GIVEN EXERCISE: Keep the images out and copy every entry below exactly.

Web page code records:

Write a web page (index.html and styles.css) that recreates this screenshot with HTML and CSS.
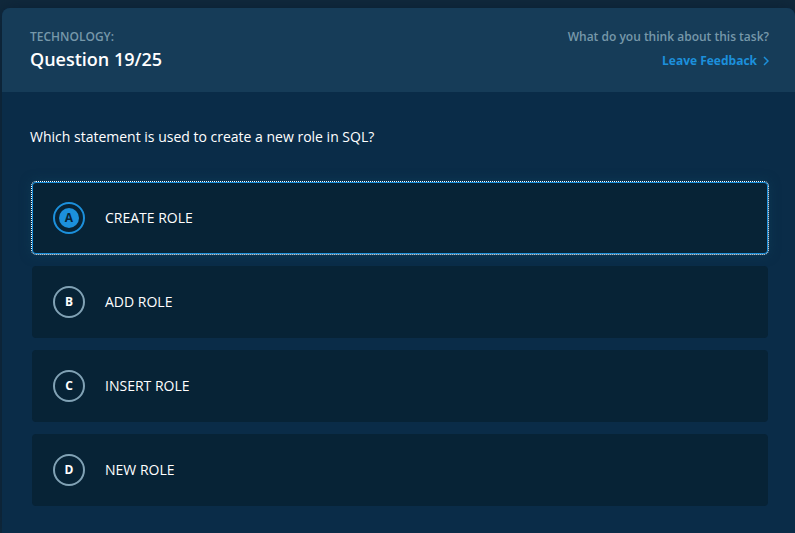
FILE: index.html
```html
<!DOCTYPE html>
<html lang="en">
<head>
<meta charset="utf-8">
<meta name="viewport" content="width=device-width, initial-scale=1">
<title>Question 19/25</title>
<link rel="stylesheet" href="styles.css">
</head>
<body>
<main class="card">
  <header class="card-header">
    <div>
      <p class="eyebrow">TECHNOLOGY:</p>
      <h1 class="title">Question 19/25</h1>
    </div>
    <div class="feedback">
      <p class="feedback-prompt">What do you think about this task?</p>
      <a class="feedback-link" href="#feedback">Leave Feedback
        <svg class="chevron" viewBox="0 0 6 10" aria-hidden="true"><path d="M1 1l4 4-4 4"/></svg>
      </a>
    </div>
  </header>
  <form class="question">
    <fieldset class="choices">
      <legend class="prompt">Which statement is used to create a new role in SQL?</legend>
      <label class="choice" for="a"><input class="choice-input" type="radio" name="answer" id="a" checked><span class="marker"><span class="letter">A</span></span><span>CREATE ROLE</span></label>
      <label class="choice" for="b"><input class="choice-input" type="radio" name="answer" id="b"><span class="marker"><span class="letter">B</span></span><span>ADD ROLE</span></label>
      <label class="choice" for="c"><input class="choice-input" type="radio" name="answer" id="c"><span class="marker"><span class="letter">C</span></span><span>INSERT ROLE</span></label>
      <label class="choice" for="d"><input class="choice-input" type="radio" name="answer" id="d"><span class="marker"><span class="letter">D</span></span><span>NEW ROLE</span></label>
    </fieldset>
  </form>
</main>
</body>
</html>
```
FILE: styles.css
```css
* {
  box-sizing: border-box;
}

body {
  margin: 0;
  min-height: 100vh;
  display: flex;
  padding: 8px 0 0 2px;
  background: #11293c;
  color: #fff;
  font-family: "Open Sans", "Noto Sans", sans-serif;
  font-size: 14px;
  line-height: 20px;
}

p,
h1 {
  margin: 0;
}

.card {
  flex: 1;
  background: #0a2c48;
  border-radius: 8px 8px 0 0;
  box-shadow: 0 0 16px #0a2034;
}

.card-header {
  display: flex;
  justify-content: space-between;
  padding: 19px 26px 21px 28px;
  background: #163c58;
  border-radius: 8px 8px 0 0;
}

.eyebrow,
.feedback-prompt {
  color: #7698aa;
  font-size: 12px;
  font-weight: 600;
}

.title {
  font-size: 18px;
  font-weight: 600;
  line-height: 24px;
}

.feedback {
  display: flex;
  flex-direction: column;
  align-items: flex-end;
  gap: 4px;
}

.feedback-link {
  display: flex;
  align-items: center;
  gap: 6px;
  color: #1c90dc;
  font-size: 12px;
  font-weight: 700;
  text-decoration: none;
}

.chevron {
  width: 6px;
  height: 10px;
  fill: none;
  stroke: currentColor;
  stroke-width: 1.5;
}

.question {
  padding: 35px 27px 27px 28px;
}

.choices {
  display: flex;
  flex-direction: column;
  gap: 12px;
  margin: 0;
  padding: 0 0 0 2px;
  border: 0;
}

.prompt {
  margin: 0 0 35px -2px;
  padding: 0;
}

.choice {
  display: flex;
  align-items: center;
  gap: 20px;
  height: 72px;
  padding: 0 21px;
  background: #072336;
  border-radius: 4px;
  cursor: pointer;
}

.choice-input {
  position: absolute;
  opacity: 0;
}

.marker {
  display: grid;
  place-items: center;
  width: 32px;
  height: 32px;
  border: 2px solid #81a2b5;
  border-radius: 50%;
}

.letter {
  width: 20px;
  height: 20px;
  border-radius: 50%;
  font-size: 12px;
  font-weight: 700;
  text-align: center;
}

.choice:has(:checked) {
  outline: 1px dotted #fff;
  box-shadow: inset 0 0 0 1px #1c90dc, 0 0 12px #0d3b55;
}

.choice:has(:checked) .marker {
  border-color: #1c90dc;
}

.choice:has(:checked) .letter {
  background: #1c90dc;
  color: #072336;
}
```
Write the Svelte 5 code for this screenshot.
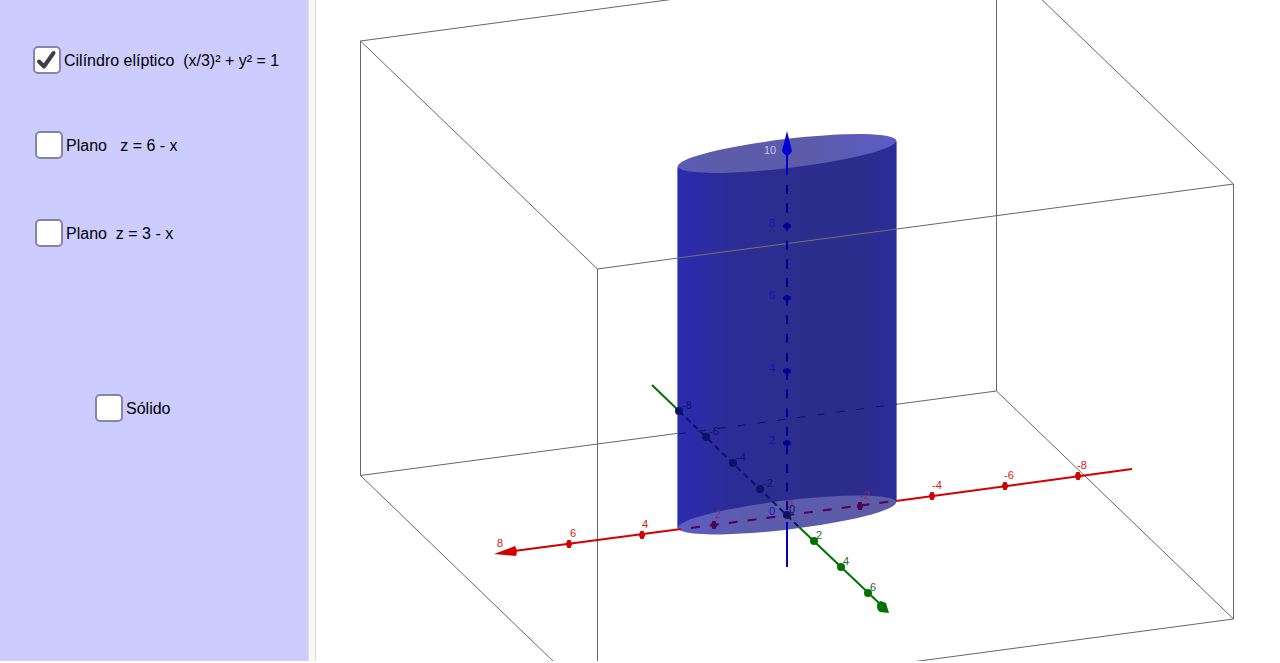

WRITTEN SOLUTION:
Write a web page (index.html and styles.css) that recreates this screenshot with HTML and CSS.
FILE: index.html
```html
<!DOCTYPE html>
<html lang="en">
<head>
<meta charset="utf-8">
<meta name="viewport" content="width=device-width, initial-scale=1">
<title>Question 19/25</title>
<link rel="stylesheet" href="styles.css">
</head>
<body>
<main class="card">
  <header class="card-header">
    <div>
      <p class="eyebrow">TECHNOLOGY:</p>
      <h1 class="title">Question 19/25</h1>
    </div>
    <div class="feedback">
      <p class="feedback-prompt">What do you think about this task?</p>
      <a class="feedback-link" href="#feedback">Leave Feedback
        <svg class="chevron" viewBox="0 0 6 10" aria-hidden="true"><path d="M1 1l4 4-4 4"/></svg>
      </a>
    </div>
  </header>
  <form class="question">
    <fieldset class="choices">
      <legend class="prompt">Which statement is used to create a new role in SQL?</legend>
      <label class="choice" for="a"><input class="choice-input" type="radio" name="answer" id="a" checked><span class="marker"><span class="letter">A</span></span><span>CREATE ROLE</span></label>
      <label class="choice" for="b"><input class="choice-input" type="radio" name="answer" id="b"><span class="marker"><span class="letter">B</span></span><span>ADD ROLE</span></label>
      <label class="choice" for="c"><input class="choice-input" type="radio" name="answer" id="c"><span class="marker"><span class="letter">C</span></span><span>INSERT ROLE</span></label>
      <label class="choice" for="d"><input class="choice-input" type="radio" name="answer" id="d"><span class="marker"><span class="letter">D</span></span><span>NEW ROLE</span></label>
    </fieldset>
  </form>
</main>
</body>
</html>
```
FILE: styles.css
```css
* {
  box-sizing: border-box;
}

body {
  margin: 0;
  min-height: 100vh;
  display: flex;
  padding: 8px 0 0 2px;
  background: #11293c;
  color: #fff;
  font-family: "Open Sans", "Noto Sans", sans-serif;
  font-size: 14px;
  line-height: 20px;
}

p,
h1 {
  margin: 0;
}

.card {
  flex: 1;
  background: #0a2c48;
  border-radius: 8px 8px 0 0;
  box-shadow: 0 0 16px #0a2034;
}

.card-header {
  display: flex;
  justify-content: space-between;
  padding: 19px 26px 21px 28px;
  background: #163c58;
  border-radius: 8px 8px 0 0;
}

.eyebrow,
.feedback-prompt {
  color: #7698aa;
  font-size: 12px;
  font-weight: 600;
}

.title {
  font-size: 18px;
  font-weight: 600;
  line-height: 24px;
}

.feedback {
  display: flex;
  flex-direction: column;
  align-items: flex-end;
  gap: 4px;
}

.feedback-link {
  display: flex;
  align-items: center;
  gap: 6px;
  color: #1c90dc;
  font-size: 12px;
  font-weight: 700;
  text-decoration: none;
}

.chevron {
  width: 6px;
  height: 10px;
  fill: none;
  stroke: currentColor;
  stroke-width: 1.5;
}

.question {
  padding: 35px 27px 27px 28px;
}

.choices {
  display: flex;
  flex-direction: column;
  gap: 12px;
  margin: 0;
  padding: 0 0 0 2px;
  border: 0;
}

.prompt {
  margin: 0 0 35px -2px;
  padding: 0;
}

.choice {
  display: flex;
  align-items: center;
  gap: 20px;
  height: 72px;
  padding: 0 21px;
  background: #072336;
  border-radius: 4px;
  cursor: pointer;
}

.choice-input {
  position: absolute;
  opacity: 0;
}

.marker {
  display: grid;
  place-items: center;
  width: 32px;
  height: 32px;
  border: 2px solid #81a2b5;
  border-radius: 50%;
}

.letter {
  width: 20px;
  height: 20px;
  border-radius: 50%;
  font-size: 12px;
  font-weight: 700;
  text-align: center;
}

.choice:has(:checked) {
  outline: 1px dotted #fff;
  box-shadow: inset 0 0 0 1px #1c90dc, 0 0 12px #0d3b55;
}

.choice:has(:checked) .marker {
  border-color: #1c90dc;
}

.choice:has(:checked) .letter {
  background: #1c90dc;
  color: #072336;
}
```
Write the Svelte 5 code for this screenshot.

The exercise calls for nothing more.